**Provided data**
============================================================

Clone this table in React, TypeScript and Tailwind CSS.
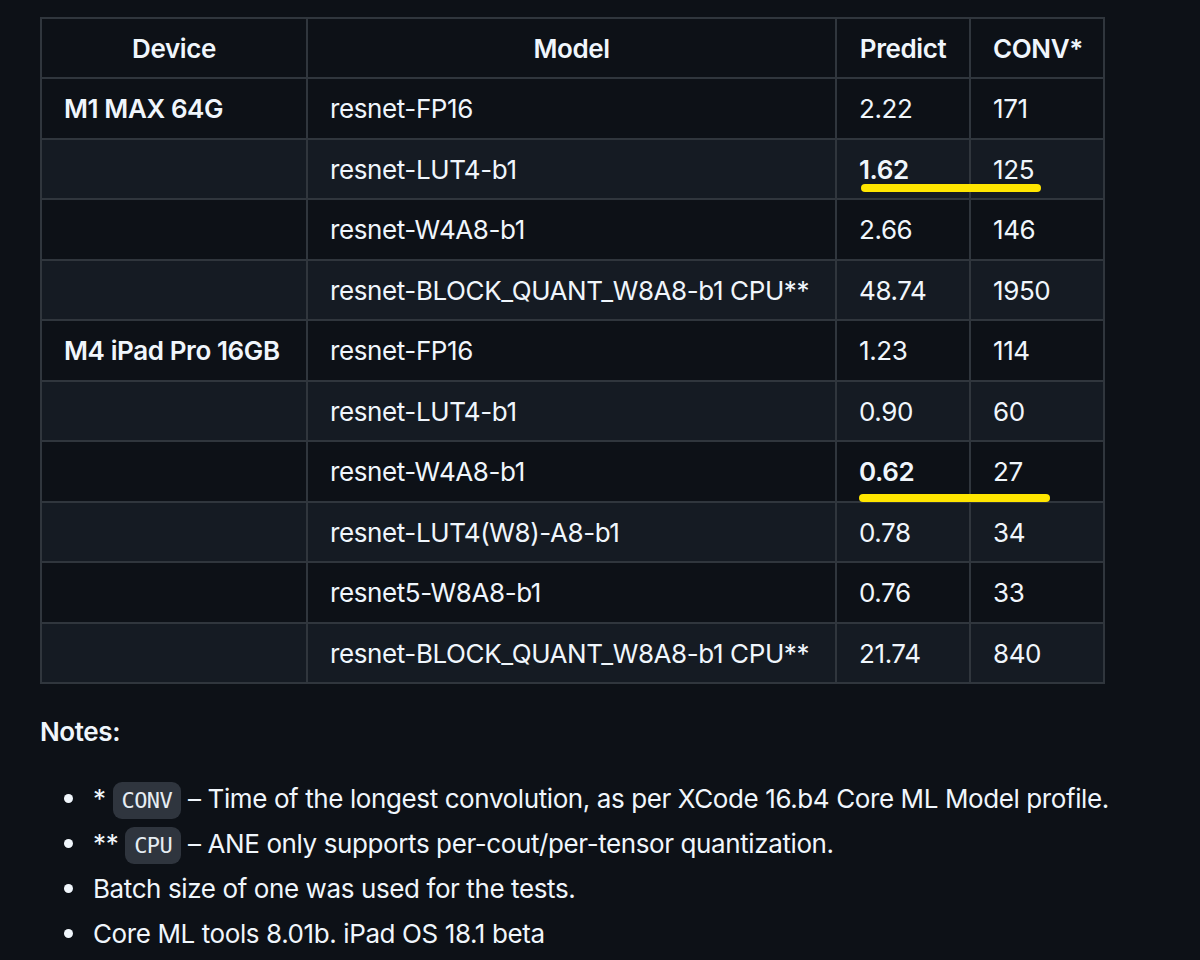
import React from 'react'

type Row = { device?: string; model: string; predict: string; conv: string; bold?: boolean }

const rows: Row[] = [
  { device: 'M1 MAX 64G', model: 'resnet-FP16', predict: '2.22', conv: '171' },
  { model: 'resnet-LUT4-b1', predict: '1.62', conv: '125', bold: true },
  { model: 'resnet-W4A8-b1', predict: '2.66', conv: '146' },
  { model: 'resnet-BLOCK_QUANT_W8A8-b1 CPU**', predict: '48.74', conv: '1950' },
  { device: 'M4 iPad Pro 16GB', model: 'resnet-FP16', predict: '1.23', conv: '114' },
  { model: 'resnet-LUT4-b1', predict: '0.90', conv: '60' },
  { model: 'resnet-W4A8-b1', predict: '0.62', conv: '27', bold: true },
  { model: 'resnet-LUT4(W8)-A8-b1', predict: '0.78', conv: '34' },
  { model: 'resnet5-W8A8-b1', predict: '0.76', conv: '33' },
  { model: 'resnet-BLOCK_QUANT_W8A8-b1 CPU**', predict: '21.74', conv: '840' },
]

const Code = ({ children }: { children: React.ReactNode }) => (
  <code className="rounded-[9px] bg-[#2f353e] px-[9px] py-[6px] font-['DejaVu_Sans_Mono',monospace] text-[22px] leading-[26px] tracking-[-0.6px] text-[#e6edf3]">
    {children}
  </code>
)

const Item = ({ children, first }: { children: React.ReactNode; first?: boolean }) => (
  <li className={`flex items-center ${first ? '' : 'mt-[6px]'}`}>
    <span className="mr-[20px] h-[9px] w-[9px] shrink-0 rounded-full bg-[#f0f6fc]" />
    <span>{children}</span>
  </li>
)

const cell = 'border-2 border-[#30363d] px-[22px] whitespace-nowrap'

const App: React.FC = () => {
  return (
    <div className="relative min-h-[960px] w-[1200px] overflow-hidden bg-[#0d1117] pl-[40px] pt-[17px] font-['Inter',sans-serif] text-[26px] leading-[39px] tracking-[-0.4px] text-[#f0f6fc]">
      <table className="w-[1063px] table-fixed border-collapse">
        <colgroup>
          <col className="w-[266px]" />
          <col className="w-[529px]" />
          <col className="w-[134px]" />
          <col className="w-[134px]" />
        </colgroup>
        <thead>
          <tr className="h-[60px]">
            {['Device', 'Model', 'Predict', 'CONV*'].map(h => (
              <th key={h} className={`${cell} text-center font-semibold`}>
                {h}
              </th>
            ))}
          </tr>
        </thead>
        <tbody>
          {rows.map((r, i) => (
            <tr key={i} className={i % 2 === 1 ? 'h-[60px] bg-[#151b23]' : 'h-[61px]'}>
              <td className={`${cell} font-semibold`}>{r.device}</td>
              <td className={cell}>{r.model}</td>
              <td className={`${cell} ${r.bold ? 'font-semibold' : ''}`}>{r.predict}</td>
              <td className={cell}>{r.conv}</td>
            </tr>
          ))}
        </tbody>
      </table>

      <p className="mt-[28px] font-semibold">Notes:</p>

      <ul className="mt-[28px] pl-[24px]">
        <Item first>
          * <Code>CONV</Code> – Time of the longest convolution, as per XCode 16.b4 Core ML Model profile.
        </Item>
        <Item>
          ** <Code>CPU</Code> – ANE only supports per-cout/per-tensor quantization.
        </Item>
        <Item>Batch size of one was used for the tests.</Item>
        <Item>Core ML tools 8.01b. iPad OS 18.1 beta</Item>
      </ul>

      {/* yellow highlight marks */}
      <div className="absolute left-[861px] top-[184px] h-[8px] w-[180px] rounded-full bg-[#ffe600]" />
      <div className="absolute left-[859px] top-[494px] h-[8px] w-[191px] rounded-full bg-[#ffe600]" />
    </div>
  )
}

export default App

============================================================

**To do**
Exactly as they appear, print the lines of the listing above from its first line through the line that contains "string; model: string;", minus the pictures.

**Task solution**
Clone this table in React, TypeScript and Tailwind CSS.
import React from 'react'

type Row = { device?: string; model: string; predict: string; conv: string; bold?: boolean }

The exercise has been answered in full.